Mit Irritation und Unverständnis, aber auch mit Appellen für mehr Selbstbewusstsein reagierten Spitzenpolitiker in Deutschland und Europa auf den Rundumschlag. Merkel sagte am Montag in Berlin zu Trumps Äußerungen über ihre Asylpolitik, der Kampf gegen den Terrorismus sei eine große Herausforderung für alle, sie würde das aber «von der Frage der Flüchtlinge noch einmal deutlich trennen».

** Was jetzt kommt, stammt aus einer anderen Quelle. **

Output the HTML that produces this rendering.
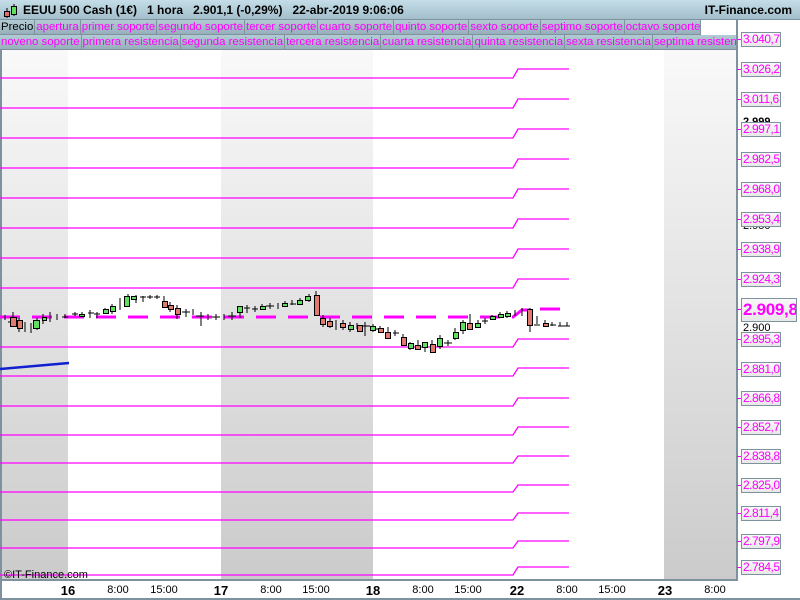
<!DOCTYPE html>
<html><head><meta charset="utf-8"><style>
*{margin:0;padding:0;box-sizing:border-box}
body{width:800px;height:600px;overflow:hidden;background:#fff;font-family:"Liberation Sans",sans-serif;position:relative}
#hdr{position:absolute;left:0;top:0;width:800px;height:20px;background:linear-gradient(#c4dde8,#a3bfcb);border-bottom:1px solid #7d929c;font-size:12px;font-weight:bold;color:#000}
.row{position:absolute;left:0;width:737px;height:15px;background:linear-gradient(#b3cbd5,#94adb8);font-size:11.4px;color:#ff00ff;white-space:nowrap;overflow:hidden}
.row span{display:inline-block;height:15px;line-height:14px;padding:0 1px;border-right:1px solid #7d929c;border-bottom:1px solid #7d929c}
.lbl{position:absolute;left:741px;width:40px;height:15px;border:1px solid #7d929c;background:linear-gradient(#f8f8f8,#e8e8e8);color:#ff00ff;font-size:12px;line-height:13px;padding-left:1px;letter-spacing:-0.5px;white-space:nowrap;overflow:hidden}
.tk{position:absolute;left:737px;width:4px;height:1px;background:#ff00ff}
.blk{position:absolute;left:743px;font-size:11px;color:#000}
.ax{position:absolute;top:584px;font-size:11px;color:#000;transform:translateX(-50%)}
.ax.b{font-weight:bold;font-size:13px;top:583px}
</style></head><body>
<div id="hdr">
<svg style="position:absolute;left:2px;top:2px" width="16" height="17"><line x1="5" y1="6" x2="5" y2="16" stroke="#000"/><rect x="2.5" y="9.5" width="5" height="5" fill="#e07070" stroke="#000"/><line x1="12" y1="2" x2="12" y2="14" stroke="#000"/><rect x="9.5" y="4.5" width="5" height="8" fill="#5fe05f" stroke="#000"/></svg>
<span style="position:absolute;left:23px;top:3px">EEUU 500 Cash (1€)&nbsp;&nbsp;&nbsp;1 hora&nbsp;&nbsp;&nbsp;2.901,1 (-0,29%)&nbsp;&nbsp;&nbsp;22-abr-2019 9:06:06</span>
<span style="position:absolute;right:8px;top:3px">IT-Finance.com</span>
</div>
<div class="row" style="top:20px;width:700px"><span style="color:#000">Precio</span><span>apertura</span><span>primer soporte</span><span>segundo soporte</span><span>tercer soporte</span><span>cuarto soporte</span><span>quinto soporte</span><span>sexto soporte</span><span>septimo soporte</span><span>octavo soporte</span></div>
<div class="row" style="top:35px"><span>noveno soporte</span><span>primera resistencia</span><span>segunda resistencia</span><span>tercera resistencia</span><span>cuarta resistencia</span><span>quinta resistencia</span><span>sexta resistencia</span><span>septima resistencia</span></div>
<div style="position:absolute;left:700px;top:20px;width:37px;height:15px;background:#fff;border-left:1px solid #7d929c"></div>
<svg style="position:absolute;left:0;top:50px" width="737" height="530">
<defs><linearGradient id="g" x1="0" y1="0" x2="0" y2="1"><stop offset="0" stop-color="#f9f9f9"/><stop offset="1" stop-color="#cbcbcb"/></linearGradient></defs>
<rect x="2" y="0" width="66" height="530" fill="url(#g)"/>
<rect x="221" y="0" width="152" height="530" fill="url(#g)"/>
<rect x="664" y="0" width="73" height="530" fill="url(#g)"/>
<rect x="0" y="0" width="2" height="530" fill="#7d929c"/>
<g stroke="#ff00ff" stroke-width="1.3" fill="none">
<path d="M0 28H513L518 19H569M0 58H513L518 49H569M0 88H513L518 79H569M0 118H513L518 109H569M0 148H513L518 139H569M0 178H513L518 169H569M0 208H513L518 199H569M0 238H513L518 229H569M0 297H513L518 289H569M0 326H513L518 318H569M0 356H513L518 348H569M0 385H513L518 377H569M0 413H513L518 406H569M0 442H513L518 435H569M0 470H513L518 463H569M0 498H513L518 491H569M0 525H513L518 517H569"/>
</g>
<path d="M0 267H513L522 260H530M540 259H560" stroke="#ff00ff" stroke-width="3" stroke-dasharray="20 12" fill="none"/>
<line x1="0" y1="319" x2="69" y2="313" stroke="#1020d0" stroke-width="2.5"/>
<g stroke="#000" stroke-width="1">
<path d="M5 265v5M13 262v14M19 268v14M25 272v10M31 273v10M37 268v12M43 264v10M50 262v10M57 264v6M65 264v4M75 262v4M82 262v4M90 260v8M97 262v6M105 258v6M112 254v10M120 248v12M128 244v10M136 245v8M143 246v6M150 245v4M157 245v4M164 246v8M170 252v10M177 255v14M186 259v8M193 259v6M201 262v14M208 264v6M216 264v6M224 264v6M232 262v8M240 256v12M247 255v8M255 256v6M262 254v6M270 253v6M278 253v6M285 251v6M292 250v5M300 248v6M309 244v8M316 241v25M323 265v12M330 268v10M336 270v10M343 270v10M350 272v10M357 273v6M365 272v14M373 274v8M380 276v6M388 277v10M395 280v6M403 284v12M410 292v8M418 290v8M425 292v10M432 290v12M440 285v14M448 290v6M455 278v12M463 270v14M470 264v16M478 270v6M485 268v6M492 265v5M500 262v6M507 261v7M515 260v6M522 258v8M530 258v24M537 266v8M545 270v6M552 272v4M560 272v4M567 272v4"/>
<path d="M8 272h6M62 267h6M72 264h6M88 263h6M94 264h6M140 247h6M147 247h6M154 247h6M182 262h8M196 266h8M212 267h8M228 266h8M244 258h6M252 259h6M266 256h8M290 254h6M348 276h6M362 276h8M376 279h8M393 283h6M444 293h8M482 271h6M534 275h6M550 275h6M558 276h6M564 276h6"/>
</g>
<g stroke="#000" stroke-width="1">
<g fill="#e07a6e"><rect x="10.5" y="267.5" width="6" height="9"/><rect x="17.5" y="270.5" width="5" height="8"/><rect x="162.5" y="251.5" width="5" height="6"/><rect x="168.5" y="255.5" width="5" height="4"/><rect x="175.5" y="258.5" width="5" height="6"/><rect x="314.5" y="245.5" width="5" height="20"/><rect x="320.5" y="268.5" width="5" height="6"/><rect x="327.5" y="271.5" width="5" height="5"/><rect x="340.5" y="273.5" width="5" height="4"/><rect x="357.5" y="275.5" width="5" height="6"/><rect x="378.5" y="278.5" width="5" height="4"/><rect x="385.5" y="282.5" width="5" height="6"/><rect x="401.5" y="287.5" width="5" height="8"/><rect x="415.5" y="295.5" width="5" height="4"/><rect x="430.5" y="294.5" width="5" height="8"/><rect x="467.5" y="273.5" width="5" height="6"/><rect x="527.5" y="259.5" width="5" height="16"/><rect x="543.5" y="273.5" width="5" height="3"/></g>
<g fill="#5ee05e"><rect x="33.5" y="270.5" width="6" height="8"/><rect x="42.5" y="267.5" width="4" height="3"/><rect x="79.5" y="264.5" width="5" height="2"/><rect x="103.5" y="259.5" width="5" height="4"/><rect x="110.5" y="256.5" width="5" height="5"/><rect x="124.5" y="246.5" width="5" height="10"/><rect x="131.5" y="246.5" width="5" height="3"/><rect x="237.5" y="256.5" width="5" height="6"/><rect x="260.5" y="256.5" width="5" height="3"/><rect x="282.5" y="253.5" width="5" height="3"/><rect x="297.5" y="250.5" width="5" height="4"/><rect x="305.5" y="246.5" width="5" height="4"/><rect x="348.5" y="275.5" width="5" height="4"/><rect x="370.5" y="276.5" width="5" height="4"/><rect x="408.5" y="293.5" width="5" height="5"/><rect x="422.5" y="292.5" width="5" height="5"/><rect x="437.5" y="288.5" width="5" height="8"/><rect x="453.5" y="282.5" width="5" height="6"/><rect x="460.5" y="272.5" width="5" height="8"/><rect x="475.5" y="273.5" width="5" height="4"/><rect x="490.5" y="266.5" width="5" height="3"/><rect x="498.5" y="264.5" width="5" height="3"/><rect x="505.5" y="263.5" width="5" height="3"/></g>
</g>
<text x="4" y="528" font-size="11" font-family="Liberation Sans" fill="#000">©IT-Finance.com</text>
</svg>
<div style="position:absolute;left:736px;top:20px;width:2px;height:561px;background:#7d929c"></div>
<div style="position:absolute;left:0;top:579px;width:738px;height:2px;background:#7d929c"></div>
<div style="position:absolute;left:0;top:580px;width:2px;height:20px;background:#7d929c"></div>
<div style="position:absolute;left:0;top:598px;width:800px;height:2px;background:#7d929c"></div>
<div class="blk" style="top:116px;font-weight:bold">2.999</div>
<div class="blk" style="top:220px">2.950</div>
<div class="blk" style="top:322px">2.900</div>
<div class="blk" style="top:426px">2.850</div>
<div class="tk" style="top:39px"></div><div class="lbl" style="top:32px">3.040,7</div>
<div class="tk" style="top:69px"></div><div class="lbl" style="top:62px">3.026,2</div>
<div class="tk" style="top:99px"></div><div class="lbl" style="top:92px">3.011,6</div>
<div class="tk" style="top:129px"></div><div class="lbl" style="top:122px">2.997,1</div>
<div class="tk" style="top:159px"></div><div class="lbl" style="top:152px">2.982,5</div>
<div class="tk" style="top:189px"></div><div class="lbl" style="top:182px">2.968,0</div>
<div class="tk" style="top:219px"></div><div class="lbl" style="top:212px">2.953,4</div>
<div class="tk" style="top:249px"></div><div class="lbl" style="top:242px">2.938,9</div>
<div class="tk" style="top:279px"></div><div class="lbl" style="top:272px">2.924,3</div>
<div class="tk" style="top:309px"></div><div class="lbl" style="top:298px;width:56px;height:24px;font-size:17px;font-weight:bold;line-height:22px;letter-spacing:-0.3px">2.909,8</div>
<div class="tk" style="top:339px"></div><div class="lbl" style="top:332px">2.895,3</div>
<div class="tk" style="top:369px"></div><div class="lbl" style="top:362px">2.881,0</div>
<div class="tk" style="top:398px"></div><div class="lbl" style="top:391px">2.866,8</div>
<div class="tk" style="top:427px"></div><div class="lbl" style="top:420px">2.852,7</div>
<div class="tk" style="top:456px"></div><div class="lbl" style="top:449px">2.838,8</div>
<div class="tk" style="top:485px"></div><div class="lbl" style="top:478px">2.825,0</div>
<div class="tk" style="top:513px"></div><div class="lbl" style="top:506px">2.811,4</div>
<div class="tk" style="top:541px"></div><div class="lbl" style="top:534px">2.797,9</div>
<div class="tk" style="top:567px"></div><div class="lbl" style="top:560px">2.784,5</div>
<div class="ax b" style="left:68px">16</div><div class="ax" style="left:118px">8:00</div><div class="ax" style="left:164px">15:00</div>
<div class="ax b" style="left:221px">17</div><div class="ax" style="left:271px">8:00</div><div class="ax" style="left:316px">15:00</div>
<div class="ax b" style="left:373px">18</div><div class="ax" style="left:423px">8:00</div><div class="ax" style="left:468px">15:00</div>
<div class="ax b" style="left:517px">22</div><div class="ax" style="left:567px">8:00</div><div class="ax" style="left:612px">15:00</div>
<div class="ax b" style="left:665px">23</div><div class="ax" style="left:715px">8:00</div>
</body></html>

Die Kanzlerin forderte die EU auf, sich nicht beirren zu lassen: «Also, ich denke, wir Europäer haben unser Schicksal selbst in der Hand.» Mit wirtschaftlicher Stärke und effizienten Strukturen könne man viele große Probleme bewältigen. Trump hatte zuvor gesagt, die EU sei lediglich «ein Mittel zum Zweck für Deutschland».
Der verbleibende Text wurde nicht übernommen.